Rows from a dataset of pages and code:
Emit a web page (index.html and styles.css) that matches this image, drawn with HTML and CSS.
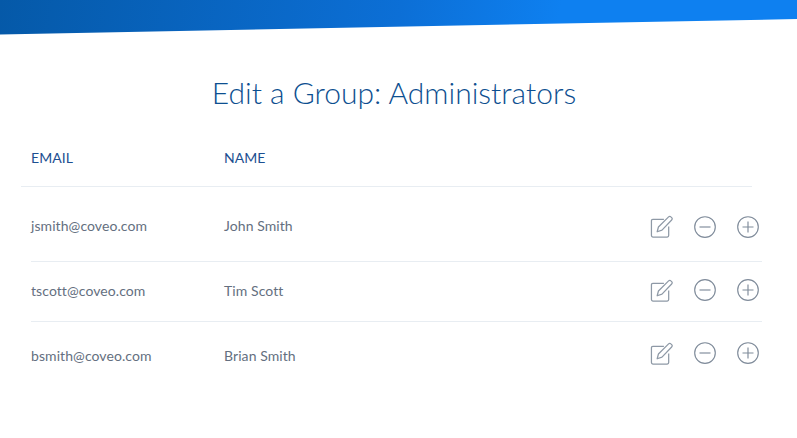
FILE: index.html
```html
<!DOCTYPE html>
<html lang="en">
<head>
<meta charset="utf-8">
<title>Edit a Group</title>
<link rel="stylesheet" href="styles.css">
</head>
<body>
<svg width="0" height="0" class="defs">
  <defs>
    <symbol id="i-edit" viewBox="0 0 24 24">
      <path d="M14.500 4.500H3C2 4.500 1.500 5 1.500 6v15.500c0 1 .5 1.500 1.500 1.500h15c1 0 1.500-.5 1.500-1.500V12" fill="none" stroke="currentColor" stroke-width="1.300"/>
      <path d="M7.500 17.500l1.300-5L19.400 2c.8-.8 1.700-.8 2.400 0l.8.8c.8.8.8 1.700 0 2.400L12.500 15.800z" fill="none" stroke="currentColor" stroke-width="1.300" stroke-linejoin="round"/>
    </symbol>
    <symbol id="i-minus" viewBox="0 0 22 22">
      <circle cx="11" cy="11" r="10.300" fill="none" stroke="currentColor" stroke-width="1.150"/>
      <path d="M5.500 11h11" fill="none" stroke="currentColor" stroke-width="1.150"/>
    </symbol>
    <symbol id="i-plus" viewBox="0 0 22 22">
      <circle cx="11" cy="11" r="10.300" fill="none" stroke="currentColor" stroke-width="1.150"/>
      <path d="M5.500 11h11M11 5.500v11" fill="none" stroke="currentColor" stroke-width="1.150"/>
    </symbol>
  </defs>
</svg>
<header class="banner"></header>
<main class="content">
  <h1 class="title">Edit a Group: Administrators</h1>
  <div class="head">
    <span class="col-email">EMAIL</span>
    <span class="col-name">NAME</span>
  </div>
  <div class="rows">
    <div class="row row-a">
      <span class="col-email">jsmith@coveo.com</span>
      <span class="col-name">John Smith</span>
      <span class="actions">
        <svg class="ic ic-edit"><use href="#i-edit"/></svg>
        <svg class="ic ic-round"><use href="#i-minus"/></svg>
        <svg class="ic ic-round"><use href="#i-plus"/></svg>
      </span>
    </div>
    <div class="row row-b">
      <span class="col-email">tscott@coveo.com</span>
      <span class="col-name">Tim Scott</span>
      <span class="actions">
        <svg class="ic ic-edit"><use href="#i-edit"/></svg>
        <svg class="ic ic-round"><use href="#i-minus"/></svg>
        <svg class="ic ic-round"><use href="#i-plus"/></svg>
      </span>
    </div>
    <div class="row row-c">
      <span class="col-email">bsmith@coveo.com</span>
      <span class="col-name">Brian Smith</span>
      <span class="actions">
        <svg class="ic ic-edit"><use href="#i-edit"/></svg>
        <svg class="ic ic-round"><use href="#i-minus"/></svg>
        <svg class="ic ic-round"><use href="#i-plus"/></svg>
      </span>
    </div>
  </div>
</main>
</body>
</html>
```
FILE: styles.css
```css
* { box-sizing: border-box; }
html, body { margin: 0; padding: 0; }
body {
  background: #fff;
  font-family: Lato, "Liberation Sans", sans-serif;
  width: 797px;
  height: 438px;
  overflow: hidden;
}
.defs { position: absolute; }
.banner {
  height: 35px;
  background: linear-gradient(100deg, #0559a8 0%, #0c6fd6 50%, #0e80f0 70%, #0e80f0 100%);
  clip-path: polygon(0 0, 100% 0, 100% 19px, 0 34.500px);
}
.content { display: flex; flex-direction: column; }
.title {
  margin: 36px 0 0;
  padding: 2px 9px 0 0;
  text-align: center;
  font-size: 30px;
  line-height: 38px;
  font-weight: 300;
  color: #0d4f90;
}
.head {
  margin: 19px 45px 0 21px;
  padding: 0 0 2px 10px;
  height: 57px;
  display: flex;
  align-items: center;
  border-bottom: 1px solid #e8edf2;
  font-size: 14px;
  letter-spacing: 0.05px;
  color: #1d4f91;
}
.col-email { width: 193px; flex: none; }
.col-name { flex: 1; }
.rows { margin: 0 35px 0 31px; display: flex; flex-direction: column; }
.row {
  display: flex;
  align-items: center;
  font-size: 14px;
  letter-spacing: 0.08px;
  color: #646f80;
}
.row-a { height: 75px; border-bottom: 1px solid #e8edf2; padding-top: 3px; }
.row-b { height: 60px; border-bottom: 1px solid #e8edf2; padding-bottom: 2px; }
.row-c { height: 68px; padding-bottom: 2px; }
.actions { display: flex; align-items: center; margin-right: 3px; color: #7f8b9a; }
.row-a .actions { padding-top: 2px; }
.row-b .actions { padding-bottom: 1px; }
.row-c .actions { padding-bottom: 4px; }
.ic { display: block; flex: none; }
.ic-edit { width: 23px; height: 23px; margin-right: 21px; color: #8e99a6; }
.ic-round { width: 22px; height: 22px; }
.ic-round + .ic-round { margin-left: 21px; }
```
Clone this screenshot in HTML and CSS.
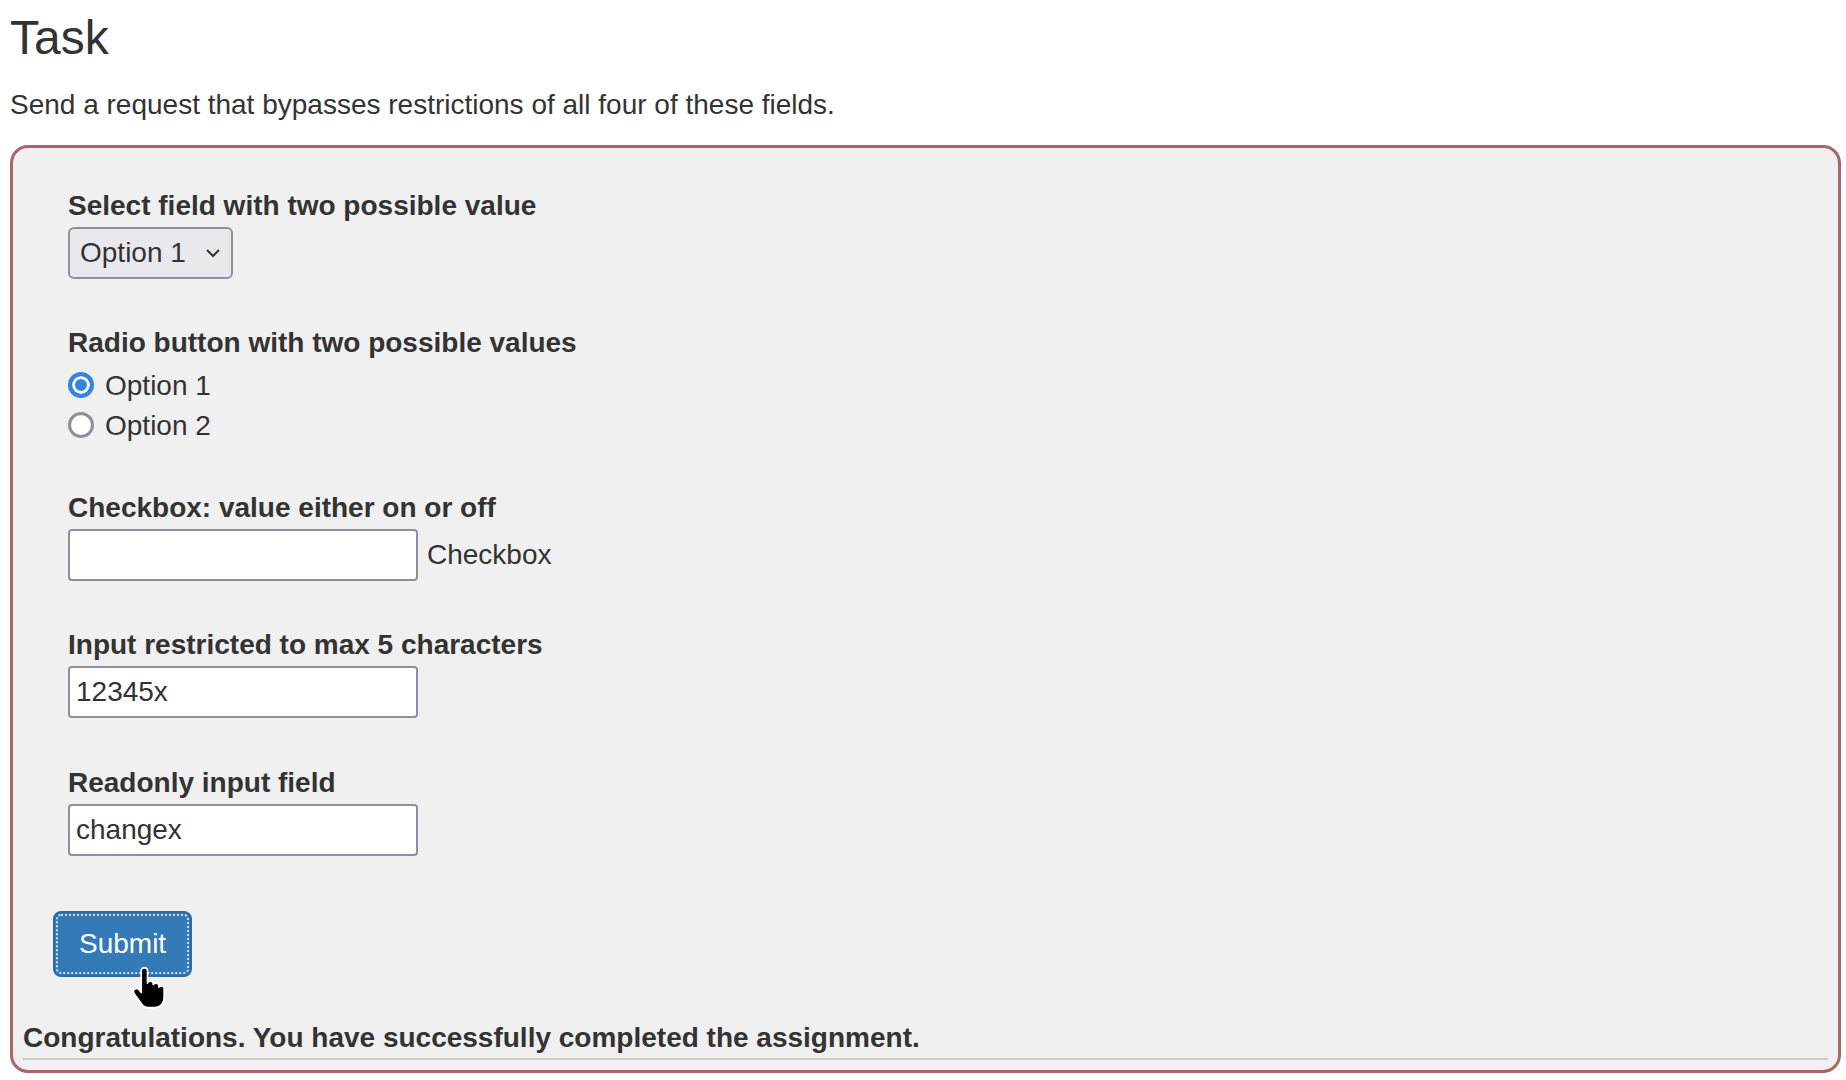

WORK TO DO:
Transcribe each line above verbatim, with the pictures left out.

TASK SOLUTION:
Emit a web page (index.html and styles.css) that matches this image, drawn with HTML and CSS.
FILE: index.html
```html
<!DOCTYPE html>
<html lang="en">
<head>
<meta charset="utf-8">
<title>Edit a Group</title>
<link rel="stylesheet" href="styles.css">
</head>
<body>
<svg width="0" height="0" class="defs">
  <defs>
    <symbol id="i-edit" viewBox="0 0 24 24">
      <path d="M14.500 4.500H3C2 4.500 1.500 5 1.500 6v15.500c0 1 .5 1.500 1.500 1.500h15c1 0 1.500-.5 1.500-1.500V12" fill="none" stroke="currentColor" stroke-width="1.300"/>
      <path d="M7.500 17.500l1.300-5L19.400 2c.8-.8 1.700-.8 2.400 0l.8.8c.8.8.8 1.700 0 2.400L12.500 15.800z" fill="none" stroke="currentColor" stroke-width="1.300" stroke-linejoin="round"/>
    </symbol>
    <symbol id="i-minus" viewBox="0 0 22 22">
      <circle cx="11" cy="11" r="10.300" fill="none" stroke="currentColor" stroke-width="1.150"/>
      <path d="M5.500 11h11" fill="none" stroke="currentColor" stroke-width="1.150"/>
    </symbol>
    <symbol id="i-plus" viewBox="0 0 22 22">
      <circle cx="11" cy="11" r="10.300" fill="none" stroke="currentColor" stroke-width="1.150"/>
      <path d="M5.500 11h11M11 5.500v11" fill="none" stroke="currentColor" stroke-width="1.150"/>
    </symbol>
  </defs>
</svg>
<header class="banner"></header>
<main class="content">
  <h1 class="title">Edit a Group: Administrators</h1>
  <div class="head">
    <span class="col-email">EMAIL</span>
    <span class="col-name">NAME</span>
  </div>
  <div class="rows">
    <div class="row row-a">
      <span class="col-email">jsmith@coveo.com</span>
      <span class="col-name">John Smith</span>
      <span class="actions">
        <svg class="ic ic-edit"><use href="#i-edit"/></svg>
        <svg class="ic ic-round"><use href="#i-minus"/></svg>
        <svg class="ic ic-round"><use href="#i-plus"/></svg>
      </span>
    </div>
    <div class="row row-b">
      <span class="col-email">tscott@coveo.com</span>
      <span class="col-name">Tim Scott</span>
      <span class="actions">
        <svg class="ic ic-edit"><use href="#i-edit"/></svg>
        <svg class="ic ic-round"><use href="#i-minus"/></svg>
        <svg class="ic ic-round"><use href="#i-plus"/></svg>
      </span>
    </div>
    <div class="row row-c">
      <span class="col-email">bsmith@coveo.com</span>
      <span class="col-name">Brian Smith</span>
      <span class="actions">
        <svg class="ic ic-edit"><use href="#i-edit"/></svg>
        <svg class="ic ic-round"><use href="#i-minus"/></svg>
        <svg class="ic ic-round"><use href="#i-plus"/></svg>
      </span>
    </div>
  </div>
</main>
</body>
</html>
```
FILE: styles.css
```css
* { box-sizing: border-box; }
html, body { margin: 0; padding: 0; }
body {
  background: #fff;
  font-family: Lato, "Liberation Sans", sans-serif;
  width: 797px;
  height: 438px;
  overflow: hidden;
}
.defs { position: absolute; }
.banner {
  height: 35px;
  background: linear-gradient(100deg, #0559a8 0%, #0c6fd6 50%, #0e80f0 70%, #0e80f0 100%);
  clip-path: polygon(0 0, 100% 0, 100% 19px, 0 34.500px);
}
.content { display: flex; flex-direction: column; }
.title {
  margin: 36px 0 0;
  padding: 2px 9px 0 0;
  text-align: center;
  font-size: 30px;
  line-height: 38px;
  font-weight: 300;
  color: #0d4f90;
}
.head {
  margin: 19px 45px 0 21px;
  padding: 0 0 2px 10px;
  height: 57px;
  display: flex;
  align-items: center;
  border-bottom: 1px solid #e8edf2;
  font-size: 14px;
  letter-spacing: 0.05px;
  color: #1d4f91;
}
.col-email { width: 193px; flex: none; }
.col-name { flex: 1; }
.rows { margin: 0 35px 0 31px; display: flex; flex-direction: column; }
.row {
  display: flex;
  align-items: center;
  font-size: 14px;
  letter-spacing: 0.08px;
  color: #646f80;
}
.row-a { height: 75px; border-bottom: 1px solid #e8edf2; padding-top: 3px; }
.row-b { height: 60px; border-bottom: 1px solid #e8edf2; padding-bottom: 2px; }
.row-c { height: 68px; padding-bottom: 2px; }
.actions { display: flex; align-items: center; margin-right: 3px; color: #7f8b9a; }
.row-a .actions { padding-top: 2px; }
.row-b .actions { padding-bottom: 1px; }
.row-c .actions { padding-bottom: 4px; }
.ic { display: block; flex: none; }
.ic-edit { width: 23px; height: 23px; margin-right: 21px; color: #8e99a6; }
.ic-round { width: 22px; height: 22px; }
.ic-round + .ic-round { margin-left: 21px; }
```
Clone this screenshot in HTML and CSS.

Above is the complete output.